を使って、いくつかの値を確認してみましょう:
(positive? 5) ; 結果: t
(positive? -3) ; 結果: nil
4.4. リストの操作
Elispではリストが基本的なデータ型です。リストを作成するには、次のように書きます:
(setq my-list '(1 2 3 4))
リストから最初の要素を取り出すにはcar
、残りの要素を取り出すにはcdr
を使います:
(car my-list) ; 結果: 1
(cdr my-list) ; 結果: (2 3 4)
4.5. ループ(while
)
Elispでは、while
を使ってループ処理を行うことができます。例えば、i
を1から5まで増やして表示するループを作成する場合、次のように書けます:
(setq i 1)
(while (<= i 5)
(message "iの値は: %d" i)
(setq i (+ i 1)))
このコードは、i
が5以下の間、i
の値を1ずつ増やして表示します。
5. init.el
での実践的な使い方
init.el
は、Emacsの設定ファイルで、Emacsを起動するたびに実行されるElispコードが書かれています。このファイルを使ってEmacsの動作をカスタマイズすることができます。以下では、init.el
の一部を使って実際のElispコードを紹介し、理解を深めます。
5.1. パッケージ管理の設定
まず、init.el
で外部パッケージをインストールするための設定を行います。例えば、use-package
を使ってmagit
をインストールするコードは次のようになります:
;; パッケージアーカイブを設定
(require 'package)
(setq package-archives '(("melpa" . "https://melpa.org/packages/")))
(package-initialize)
;; 'use-package'がインストールされていない場合はインストール
(unless (package-installed-p 'use-package)

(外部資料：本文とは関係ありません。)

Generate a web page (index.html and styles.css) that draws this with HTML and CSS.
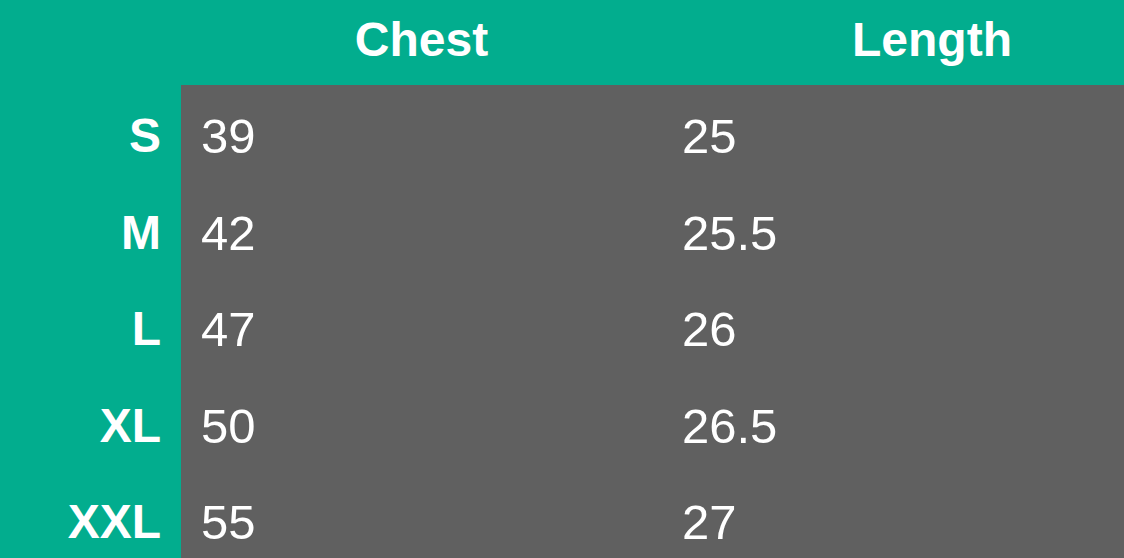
FILE: index.html
```html
<!DOCTYPE html>
<html lang="en">
<head>
<meta charset="utf-8">
<title>Size chart</title>
<link rel="stylesheet" href="styles.css">
</head>
<body>
<div class="chart">
  <div class="corner"></div>
  <div class="head">Chest</div>
  <div class="head head-last">Length</div>

  <div class="size">S</div>
  <div class="val">39</div>
  <div class="val">25</div>

  <div class="size">M</div>
  <div class="val">42</div>
  <div class="val">25.5</div>

  <div class="size">L</div>
  <div class="val">47</div>
  <div class="val">26</div>

  <div class="size">XL</div>
  <div class="val">50</div>
  <div class="val">26.5</div>

  <div class="size">XXL</div>
  <div class="val">55</div>
  <div class="val">27</div>
</div>
</body>
</html>
```
FILE: styles.css
```css
html, body {
  margin: 0;
  padding: 0;
  width: 1124px;
  height: 558px;
  overflow: hidden;
  background: #02ad8e;
}
.chart {
  display: grid;
  grid-template-columns: 181px 481px 1fr;
  grid-template-rows: 85px repeat(5, 96.5px);
  width: 1124px;
  font-family: "Liberation Sans", Arial, Helvetica, sans-serif;
  color: #fff;
  font-size: 48px;
}
.head {
  font-weight: bold;
  text-align: center;
  line-height: 79px;
  padding-bottom: 6px;
}
.head-last {
  padding-left: 78px;
}
.size {
  font-weight: bold;
  text-align: right;
  padding-right: 20px;
  line-height: 96.5px;
  padding-top: 3px;
  box-sizing: border-box;
}
.val {
  background: #606060;
  padding-left: 20px;
  line-height: 96.5px;
  padding-top: 3px;
  box-sizing: border-box;
  font-size: 49px;
}
```
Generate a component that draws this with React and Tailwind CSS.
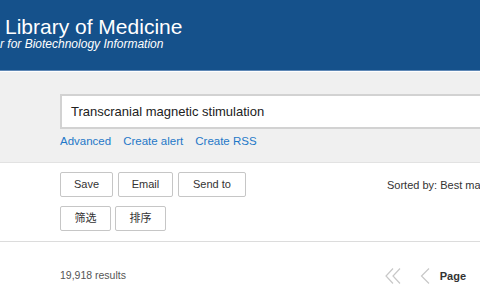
import React from 'react';

const font = { fontFamily: '"Liberation Sans", Arial, "Noto Sans CJK SC", sans-serif' };

const Btn = ({ children, w }) => (
  <button className={`h-[25px] ${w} border border-[#c6c6c6] rounded-[2px] bg-white text-[11px] text-[#333] flex items-center justify-center`}>
    {children}
  </button>
);

const App = () => {
  return (
    <div className="w-[480px] h-[300px] overflow-hidden bg-white" style={font}>
      {/* NCBI header */}
      <div className="h-[70px] bg-[#15518b] text-white pt-[16px]">
        <div className="pl-[5px] text-[21px] leading-[21px]">Library of Medicine</div>
        <div className="text-[12px] leading-[14px] italic">r for Biotechnology Information</div>
      </div>
      <div className="h-px bg-[#5f88b6]" />
      <div className="h-px bg-white" />

      {/* search band */}
      <div className="h-[91px] bg-[#f0f0f0] border-b border-[#e2e2e2] pt-[22px] pl-[60px]">
        <div className="h-[35px] w-[440px] bg-white border-2 border-[#d2d2d2] flex items-center pl-[9px] text-[13px] text-[#212121]">
          Transcranial magnetic stimulation
        </div>
        <div className="flex gap-[12px] mt-[5px] text-[11.5px] text-[#1f78c8] leading-[14px]">
          <span>Advanced</span>
          <span>Create alert</span>
          <span>Create RSS</span>
        </div>
      </div>

      {/* actions */}
      <div className="h-[79px] border-b border-[#dcdcdc] pt-[9px] pl-[60px] flex">
        <div className="flex flex-col gap-[9px]">
          <div className="flex gap-[5px]">
            <Btn w="w-[53px]">Save</Btn>
            <Btn w="w-[55px]">Email</Btn>
            <Btn w="w-[68px]">Send to</Btn>
          </div>
          <div className="flex gap-[4px]">
            <Btn w="w-[51px]">筛选</Btn>
            <Btn w="w-[51px]">排序</Btn>
          </div>
        </div>
        <div className="ml-[141px] mt-[6px] text-[11px] text-[#333] whitespace-nowrap leading-[14px]">
          Sorted by: Best match
        </div>
      </div>

      {/* results bar */}
      <div className="flex items-center h-[57px] pt-[11px] pl-[60px]">
        <span className="text-[10.5px] text-[#555]">19,918 results</span>
        <div className="ml-auto flex items-center mr-[14px]">
          <svg width="16" height="16" viewBox="0 0 16 16" fill="none" stroke="#c8c8c8" strokeWidth="1.2">
            <path d="M8 0.5 L1 8 L8 15.5" />
            <path d="M15 0.5 L8 8 L15 15.5" />
          </svg>
          <svg className="ml-[19px]" width="10" height="16" viewBox="0 0 10 16" fill="none" stroke="#c8c8c8" strokeWidth="1.2">
            <path d="M9 0.5 L1.5 8 L9 15.5" />
          </svg>
          <span className="ml-[10px] text-[11px] font-bold text-[#333]">Page</span>
        </div>
      </div>
    </div>
  );
};

export default App;
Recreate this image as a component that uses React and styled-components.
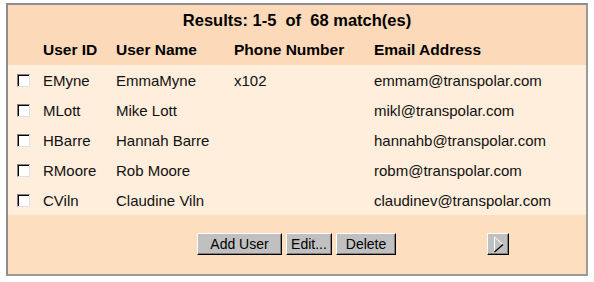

(package-refresh-contents)
(package-install 'use-package))
;; Magitをインストール
(use-package magit
:ensure t)
このコードでは、MELPAリポジトリを設定し、use-package
を使ってmagit
をインストールしています。
5.2. キーバインディングのカスタマイズ
次に、キーバインディングを変更する方法です。init.el
に以下のコードを追加することで、C-x g
でmagit-status
を呼び出すように設定できます:
(global-set-key (kbd "C-x g") 'magit-status)
これにより、C-x g
を押すことでGitの操作を行うmagit
が起動します。
6. まとめ
Emacs Lisp(Elisp)は、Emacsのカスタマイズを行うために非常に強力で柔軟なツールです。この記事では、Elispの基本的な文法を紹介し、スクリプトを保存して実行する方法を解説しました。さらに、init.el
を使った実践的な設定方法も学び、Emacsを自分好みにカスタマイズするための第一歩を踏み出しました。Elispの力を活用して、作業環境をさらに便利にしていきましょう。